══ GIVEN DATA ══

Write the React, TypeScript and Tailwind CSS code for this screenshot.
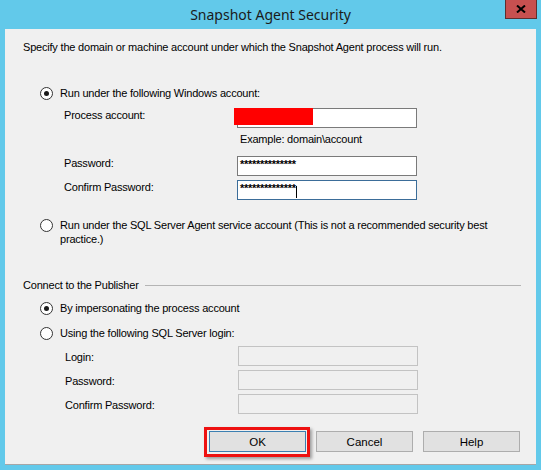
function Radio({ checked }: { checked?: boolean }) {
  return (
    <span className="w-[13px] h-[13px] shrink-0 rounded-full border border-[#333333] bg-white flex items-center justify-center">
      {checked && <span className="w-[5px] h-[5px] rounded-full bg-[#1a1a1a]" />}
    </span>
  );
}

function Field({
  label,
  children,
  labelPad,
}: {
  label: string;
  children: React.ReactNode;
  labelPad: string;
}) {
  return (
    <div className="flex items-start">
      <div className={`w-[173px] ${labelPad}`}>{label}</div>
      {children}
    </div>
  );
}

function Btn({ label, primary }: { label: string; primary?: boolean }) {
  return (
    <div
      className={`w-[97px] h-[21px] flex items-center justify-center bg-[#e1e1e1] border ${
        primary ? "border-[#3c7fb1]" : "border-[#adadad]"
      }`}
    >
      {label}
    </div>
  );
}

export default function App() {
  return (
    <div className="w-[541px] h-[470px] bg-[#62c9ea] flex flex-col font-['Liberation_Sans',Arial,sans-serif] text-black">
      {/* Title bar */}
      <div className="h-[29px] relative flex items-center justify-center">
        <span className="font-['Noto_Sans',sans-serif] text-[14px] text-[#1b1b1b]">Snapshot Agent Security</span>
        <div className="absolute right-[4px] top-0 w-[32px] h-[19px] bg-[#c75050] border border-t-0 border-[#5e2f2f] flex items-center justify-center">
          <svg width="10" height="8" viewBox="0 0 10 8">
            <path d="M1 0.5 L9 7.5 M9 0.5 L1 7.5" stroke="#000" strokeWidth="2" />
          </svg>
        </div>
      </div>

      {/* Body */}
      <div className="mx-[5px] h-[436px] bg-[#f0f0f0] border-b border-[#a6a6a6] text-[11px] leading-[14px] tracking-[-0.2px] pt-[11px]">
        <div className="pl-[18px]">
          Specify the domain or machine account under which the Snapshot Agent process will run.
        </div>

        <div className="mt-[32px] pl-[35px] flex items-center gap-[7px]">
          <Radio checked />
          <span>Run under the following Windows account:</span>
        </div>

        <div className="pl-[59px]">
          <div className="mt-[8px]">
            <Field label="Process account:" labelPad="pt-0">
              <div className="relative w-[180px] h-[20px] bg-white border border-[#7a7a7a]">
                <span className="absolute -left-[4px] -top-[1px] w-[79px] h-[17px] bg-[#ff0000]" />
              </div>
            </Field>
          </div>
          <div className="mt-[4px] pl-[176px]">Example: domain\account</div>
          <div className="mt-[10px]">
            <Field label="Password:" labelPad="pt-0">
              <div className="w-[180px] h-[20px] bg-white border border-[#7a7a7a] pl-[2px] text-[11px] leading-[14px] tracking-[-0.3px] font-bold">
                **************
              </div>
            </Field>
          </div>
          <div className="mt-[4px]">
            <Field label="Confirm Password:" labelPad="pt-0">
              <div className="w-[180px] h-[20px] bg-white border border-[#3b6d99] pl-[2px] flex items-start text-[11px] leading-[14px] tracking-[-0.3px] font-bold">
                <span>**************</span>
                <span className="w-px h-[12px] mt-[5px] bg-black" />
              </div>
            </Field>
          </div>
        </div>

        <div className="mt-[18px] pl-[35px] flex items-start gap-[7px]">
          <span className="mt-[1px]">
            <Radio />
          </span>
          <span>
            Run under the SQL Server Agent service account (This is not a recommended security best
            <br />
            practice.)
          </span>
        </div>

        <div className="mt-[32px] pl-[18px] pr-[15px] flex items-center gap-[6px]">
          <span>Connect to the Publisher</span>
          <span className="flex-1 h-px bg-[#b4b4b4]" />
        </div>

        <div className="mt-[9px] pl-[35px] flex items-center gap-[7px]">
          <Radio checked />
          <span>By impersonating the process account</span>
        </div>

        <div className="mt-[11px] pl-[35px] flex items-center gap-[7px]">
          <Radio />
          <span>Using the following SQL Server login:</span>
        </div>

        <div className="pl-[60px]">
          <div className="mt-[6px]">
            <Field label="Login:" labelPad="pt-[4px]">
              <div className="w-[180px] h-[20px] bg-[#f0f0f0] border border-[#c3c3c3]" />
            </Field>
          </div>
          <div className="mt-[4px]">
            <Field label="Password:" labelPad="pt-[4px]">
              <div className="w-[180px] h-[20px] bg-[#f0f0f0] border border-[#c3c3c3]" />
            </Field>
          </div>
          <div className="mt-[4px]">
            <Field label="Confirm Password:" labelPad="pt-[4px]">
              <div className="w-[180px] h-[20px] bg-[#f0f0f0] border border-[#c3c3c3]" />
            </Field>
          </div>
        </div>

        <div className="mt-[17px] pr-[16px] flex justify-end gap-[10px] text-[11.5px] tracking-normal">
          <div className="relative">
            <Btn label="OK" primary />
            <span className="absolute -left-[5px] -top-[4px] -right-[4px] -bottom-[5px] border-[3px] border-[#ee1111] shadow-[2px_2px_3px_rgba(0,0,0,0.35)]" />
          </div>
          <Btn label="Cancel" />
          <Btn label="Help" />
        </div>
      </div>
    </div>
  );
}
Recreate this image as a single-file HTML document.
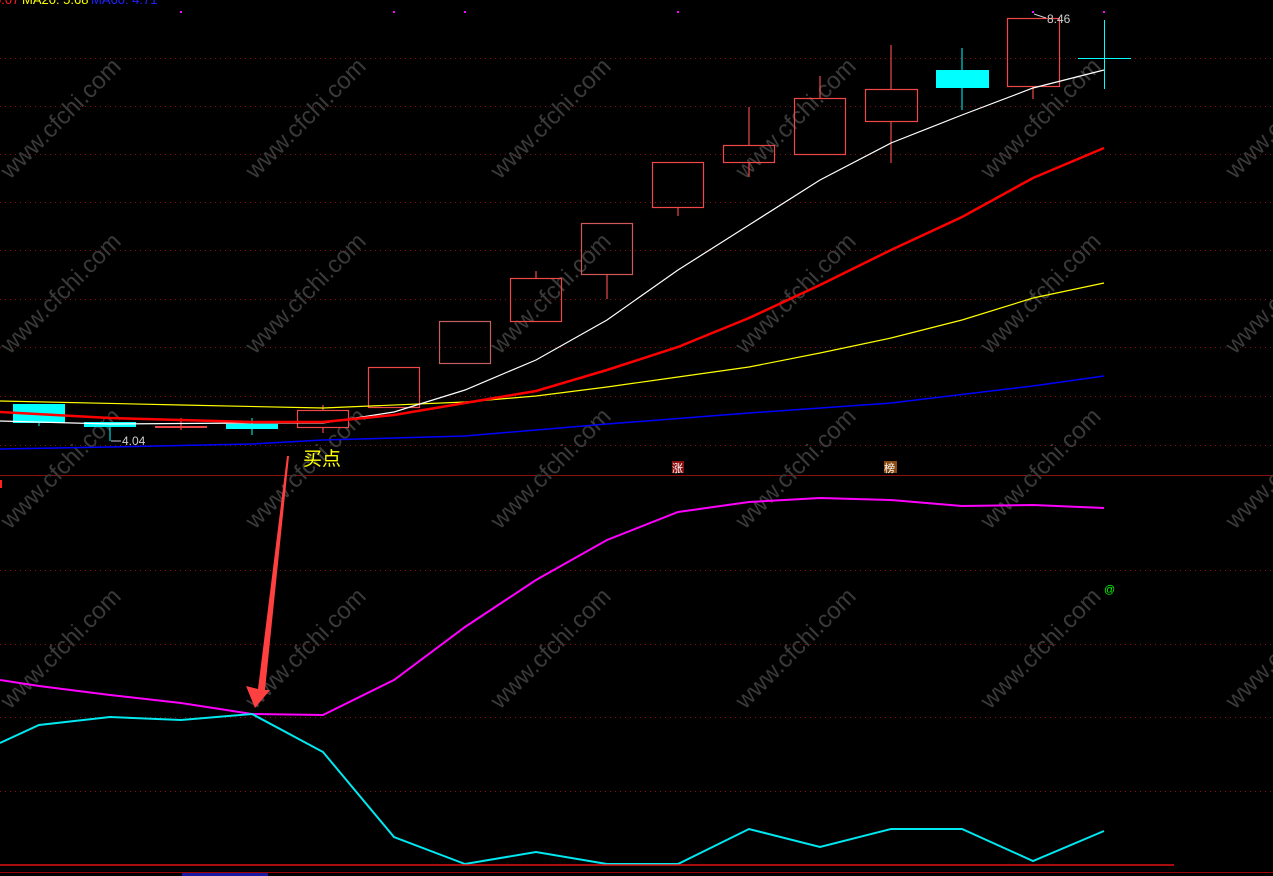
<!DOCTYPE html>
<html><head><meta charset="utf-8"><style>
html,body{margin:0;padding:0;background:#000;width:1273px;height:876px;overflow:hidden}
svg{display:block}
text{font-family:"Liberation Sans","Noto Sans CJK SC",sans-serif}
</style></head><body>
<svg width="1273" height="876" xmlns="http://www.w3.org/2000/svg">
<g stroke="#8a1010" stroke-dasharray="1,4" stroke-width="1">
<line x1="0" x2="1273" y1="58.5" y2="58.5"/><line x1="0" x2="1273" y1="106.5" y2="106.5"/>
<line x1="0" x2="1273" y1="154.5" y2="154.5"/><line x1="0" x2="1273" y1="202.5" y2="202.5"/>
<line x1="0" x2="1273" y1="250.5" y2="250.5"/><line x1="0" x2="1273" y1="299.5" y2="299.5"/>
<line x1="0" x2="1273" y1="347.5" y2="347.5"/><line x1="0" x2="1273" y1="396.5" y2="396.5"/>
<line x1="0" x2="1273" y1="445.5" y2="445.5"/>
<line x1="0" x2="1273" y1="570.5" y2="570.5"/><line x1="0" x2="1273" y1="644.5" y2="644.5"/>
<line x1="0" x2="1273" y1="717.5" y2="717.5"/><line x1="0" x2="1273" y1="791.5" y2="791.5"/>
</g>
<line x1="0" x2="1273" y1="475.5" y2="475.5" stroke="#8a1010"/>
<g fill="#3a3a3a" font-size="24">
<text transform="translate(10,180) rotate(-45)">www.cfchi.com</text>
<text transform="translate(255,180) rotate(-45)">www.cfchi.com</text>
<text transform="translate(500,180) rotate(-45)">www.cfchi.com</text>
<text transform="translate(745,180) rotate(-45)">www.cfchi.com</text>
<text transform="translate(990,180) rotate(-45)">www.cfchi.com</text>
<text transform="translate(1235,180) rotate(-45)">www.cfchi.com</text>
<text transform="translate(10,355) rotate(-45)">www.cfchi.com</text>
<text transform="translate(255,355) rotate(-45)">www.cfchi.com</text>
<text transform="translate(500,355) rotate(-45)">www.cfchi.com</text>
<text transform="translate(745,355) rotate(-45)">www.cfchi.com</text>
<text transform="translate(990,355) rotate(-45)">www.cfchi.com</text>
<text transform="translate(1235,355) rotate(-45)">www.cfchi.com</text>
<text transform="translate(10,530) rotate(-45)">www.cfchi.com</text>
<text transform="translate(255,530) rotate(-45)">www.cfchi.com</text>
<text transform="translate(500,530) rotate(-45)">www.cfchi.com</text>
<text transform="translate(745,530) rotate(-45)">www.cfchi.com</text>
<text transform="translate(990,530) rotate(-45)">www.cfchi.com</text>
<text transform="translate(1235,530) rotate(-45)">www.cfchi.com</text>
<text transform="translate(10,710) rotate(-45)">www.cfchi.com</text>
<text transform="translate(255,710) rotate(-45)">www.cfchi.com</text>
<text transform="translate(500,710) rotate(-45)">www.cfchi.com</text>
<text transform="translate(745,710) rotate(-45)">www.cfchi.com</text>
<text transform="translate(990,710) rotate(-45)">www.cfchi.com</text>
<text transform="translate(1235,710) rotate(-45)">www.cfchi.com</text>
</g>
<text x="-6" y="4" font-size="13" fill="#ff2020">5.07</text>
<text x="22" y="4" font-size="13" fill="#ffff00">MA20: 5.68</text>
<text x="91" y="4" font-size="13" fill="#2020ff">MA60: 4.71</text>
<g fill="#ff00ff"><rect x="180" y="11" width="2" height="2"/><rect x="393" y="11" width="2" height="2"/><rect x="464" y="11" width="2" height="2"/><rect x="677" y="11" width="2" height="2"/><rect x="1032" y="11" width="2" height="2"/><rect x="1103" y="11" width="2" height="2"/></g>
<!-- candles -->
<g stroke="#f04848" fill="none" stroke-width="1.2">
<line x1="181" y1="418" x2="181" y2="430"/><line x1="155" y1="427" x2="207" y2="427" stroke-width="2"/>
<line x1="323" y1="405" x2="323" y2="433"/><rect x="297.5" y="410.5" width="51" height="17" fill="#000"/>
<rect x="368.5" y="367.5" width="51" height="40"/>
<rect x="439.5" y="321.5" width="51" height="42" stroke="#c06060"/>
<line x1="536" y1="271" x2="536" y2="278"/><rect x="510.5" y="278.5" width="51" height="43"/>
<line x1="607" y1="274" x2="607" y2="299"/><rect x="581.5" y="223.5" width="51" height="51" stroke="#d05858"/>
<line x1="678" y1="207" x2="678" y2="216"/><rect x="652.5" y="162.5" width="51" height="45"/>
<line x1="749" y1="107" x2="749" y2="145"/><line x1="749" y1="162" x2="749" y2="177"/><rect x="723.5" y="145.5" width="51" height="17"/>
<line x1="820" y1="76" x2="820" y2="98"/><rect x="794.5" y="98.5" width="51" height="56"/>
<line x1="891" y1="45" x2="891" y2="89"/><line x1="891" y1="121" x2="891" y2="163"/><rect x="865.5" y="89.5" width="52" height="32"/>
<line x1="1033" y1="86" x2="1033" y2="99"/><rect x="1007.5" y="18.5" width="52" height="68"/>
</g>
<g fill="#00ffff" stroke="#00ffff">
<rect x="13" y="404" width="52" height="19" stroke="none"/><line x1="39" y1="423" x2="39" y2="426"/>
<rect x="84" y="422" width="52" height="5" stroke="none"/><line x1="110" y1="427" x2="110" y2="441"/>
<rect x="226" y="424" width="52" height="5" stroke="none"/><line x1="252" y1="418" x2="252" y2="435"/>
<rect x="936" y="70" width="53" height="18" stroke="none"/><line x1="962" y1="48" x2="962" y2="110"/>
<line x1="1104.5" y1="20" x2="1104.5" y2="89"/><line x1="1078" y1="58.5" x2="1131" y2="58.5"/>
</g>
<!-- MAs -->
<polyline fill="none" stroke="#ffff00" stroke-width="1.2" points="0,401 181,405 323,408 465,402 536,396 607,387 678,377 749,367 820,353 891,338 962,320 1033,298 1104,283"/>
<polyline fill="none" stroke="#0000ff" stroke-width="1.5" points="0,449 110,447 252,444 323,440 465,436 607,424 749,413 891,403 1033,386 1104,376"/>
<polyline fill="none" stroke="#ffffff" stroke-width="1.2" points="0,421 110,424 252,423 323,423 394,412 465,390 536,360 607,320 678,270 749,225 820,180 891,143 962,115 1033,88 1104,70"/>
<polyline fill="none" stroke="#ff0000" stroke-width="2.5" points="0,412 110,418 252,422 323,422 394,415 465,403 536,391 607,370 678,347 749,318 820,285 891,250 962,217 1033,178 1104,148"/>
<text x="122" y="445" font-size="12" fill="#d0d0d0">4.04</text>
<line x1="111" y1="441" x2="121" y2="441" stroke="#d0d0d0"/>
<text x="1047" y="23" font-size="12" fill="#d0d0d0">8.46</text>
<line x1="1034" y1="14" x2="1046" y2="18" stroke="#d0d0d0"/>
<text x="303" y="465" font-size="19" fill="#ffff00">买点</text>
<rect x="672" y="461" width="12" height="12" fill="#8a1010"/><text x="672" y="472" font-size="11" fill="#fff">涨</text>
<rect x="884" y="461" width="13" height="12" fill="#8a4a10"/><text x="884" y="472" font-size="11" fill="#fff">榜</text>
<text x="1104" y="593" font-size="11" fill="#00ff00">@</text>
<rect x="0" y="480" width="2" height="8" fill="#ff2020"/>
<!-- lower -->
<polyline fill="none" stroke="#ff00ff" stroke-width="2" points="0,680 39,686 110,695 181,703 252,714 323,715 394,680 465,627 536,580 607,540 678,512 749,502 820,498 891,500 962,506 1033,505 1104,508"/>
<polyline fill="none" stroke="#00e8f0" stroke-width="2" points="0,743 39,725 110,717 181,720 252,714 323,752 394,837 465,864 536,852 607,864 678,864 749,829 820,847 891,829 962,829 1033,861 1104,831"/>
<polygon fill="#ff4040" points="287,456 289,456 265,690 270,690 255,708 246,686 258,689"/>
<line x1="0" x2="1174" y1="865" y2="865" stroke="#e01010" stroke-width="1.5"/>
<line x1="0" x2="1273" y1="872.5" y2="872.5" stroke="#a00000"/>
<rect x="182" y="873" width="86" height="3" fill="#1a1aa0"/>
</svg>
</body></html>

═══

**STATED GOAL**
Read the entries and select each line where the word "React" is found.

**WRITTEN RESPONSE**
Write the React, TypeScript and Tailwind CSS code for this screenshot.
  children: React.ReactNode;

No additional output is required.